The Minimum Mining Tax
The applicable rate for computing the minimum mining tax is 1% of the first $80M of output at the mine shaft head (which is determined by adding certain elements, such as the operator’s gross value of the annual output of a given mine, and deducting specific expenses relating to that mine), and 4% of the output value at the mine shaft head in excess of $80M. In the case where an operator is associated with one or more other operators during a given fiscal year, the $80M output at the mine shaft head threshold to which the reduced rate applies must be shared between the associated operators.
Payments made by an operator on account of the minimum mining tax would give rise to a non-refundable credit that may be claimed by the operator in a relevant fiscal year, where the operator is required to pay mining duties corresponding to the mining tax on its annual profit.
Amendments to Mining Tax on Annual Profit
In addition, for fiscal years beginning after December 31, 2013, the calculation of an operator’s annual earnings from a mine will be changed in order to take into account a newly enhanced processing allowance and modifications to the depreciation allowance (see "Depreciation Rules" and "Enhanced Processing Allowance" below). The other rules applicable to the calculation of an operator’s annual earnings from a mine and annual profit currently provided under the Mining Tax Act will remain unchanged.

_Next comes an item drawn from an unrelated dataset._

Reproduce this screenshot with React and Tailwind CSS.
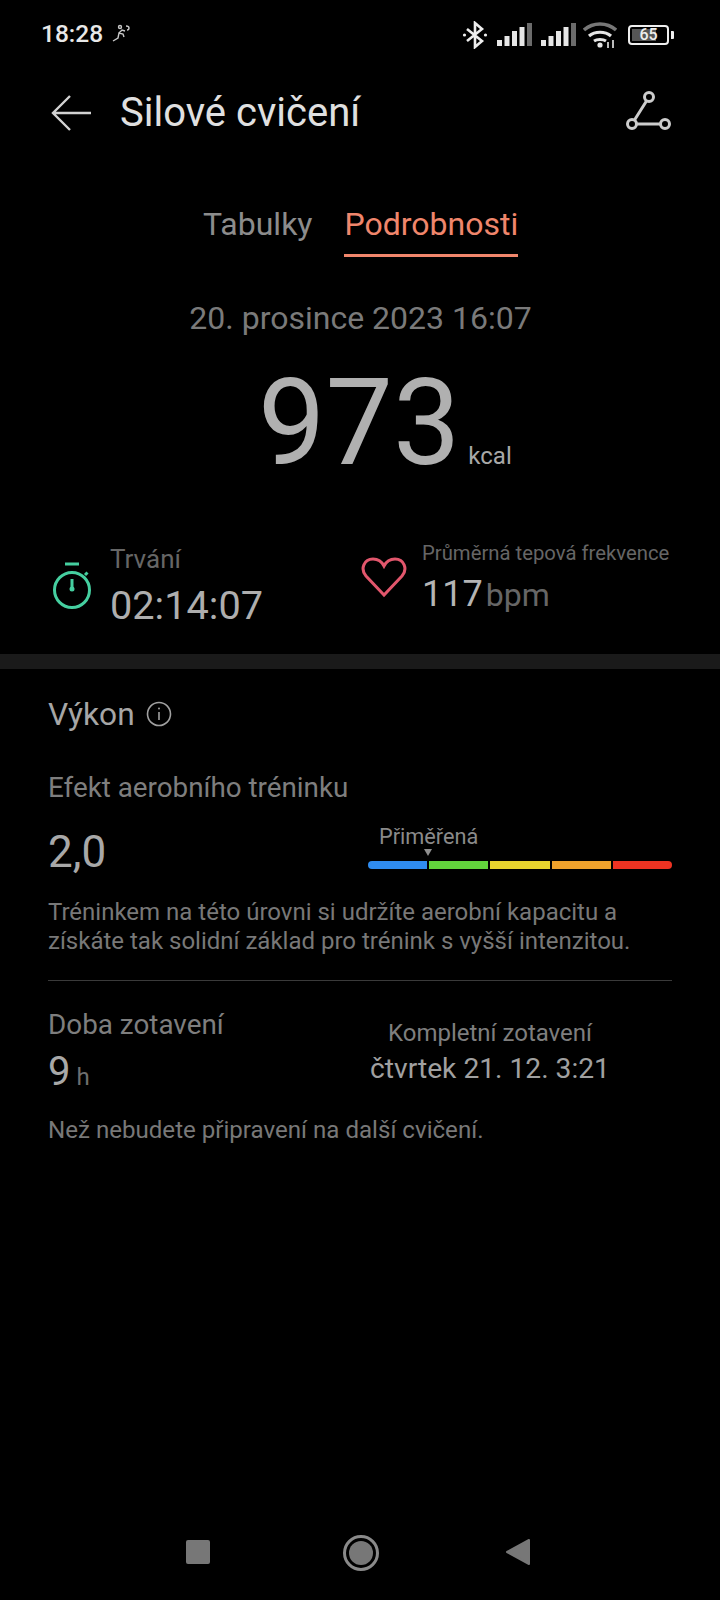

The mining tax on annual profit will be calculated using progressive rates based on profit margins ranging from 16% to 28%, with a maximum effective tax rate of 22.9%. Each of the three rates will apply to a portion of the operator’s annual profit that will be allocated to the applicable segments of an operator’s profit margin.
Other Notable Highlights
New Depreciation Rules
A depreciation allowance will be granted to the operator in computing the output value at the mine shaft head, but this depreciation allowance will be limited to properties that are used in mining operation activities from the first accumulation site of the mineral substance after it is removed from the mine. Four new classes of depreciable properties will be created for such purpose and, generally, depreciation allowance related to these new classes will be computed on a straight-line basis.
Consequences Related to Termination of Mining Operations or Where a Property Ceases to Be Used
An operator who ceases, as of May 6, 2013, to be an operator for the purposes of the Mining Tax Act will be deemed to have disposed of the depreciable property that it uses in the mining operation immediately before such time for proceeds of disposition equal to the lesser of (i) the fair market value and (ii) the capital cost of such property at that time.
Similar amendments will be made such that an operator that ceases, at a particular time, to actually use certain properties in a mining operation will be deemed to have disposed of such property, at such time, for proceeds of disposition equal to the lesser of (i) the fair market value and (ii) the capital cost of such property at that time.
Enhanced Processing Allowance
The processing allowance has been enhanced in order to allow an operator that is engaged in processing activities in Québec to benefit, depending on the type of mineral and type of processing activities being carried out, from new increased rates. The rates range from 10% to 13% where the operator does not carry out smelting or refining, or where it carries out smelting or refining exclusively outside Québec. Where the operator carries out smelting or refining in Québec, the rates will vary between 10% and 20% of the capital cost of the property used for such activities, depending on certain specific requirements. In all cases, the processing allowance is subject to limits.
Reduction of the Adjusted Annual Loss
The computation of the annual loss on which the credit on duties refundable for losses is based will be adjusted to take the enhancements of the processing allowance into account.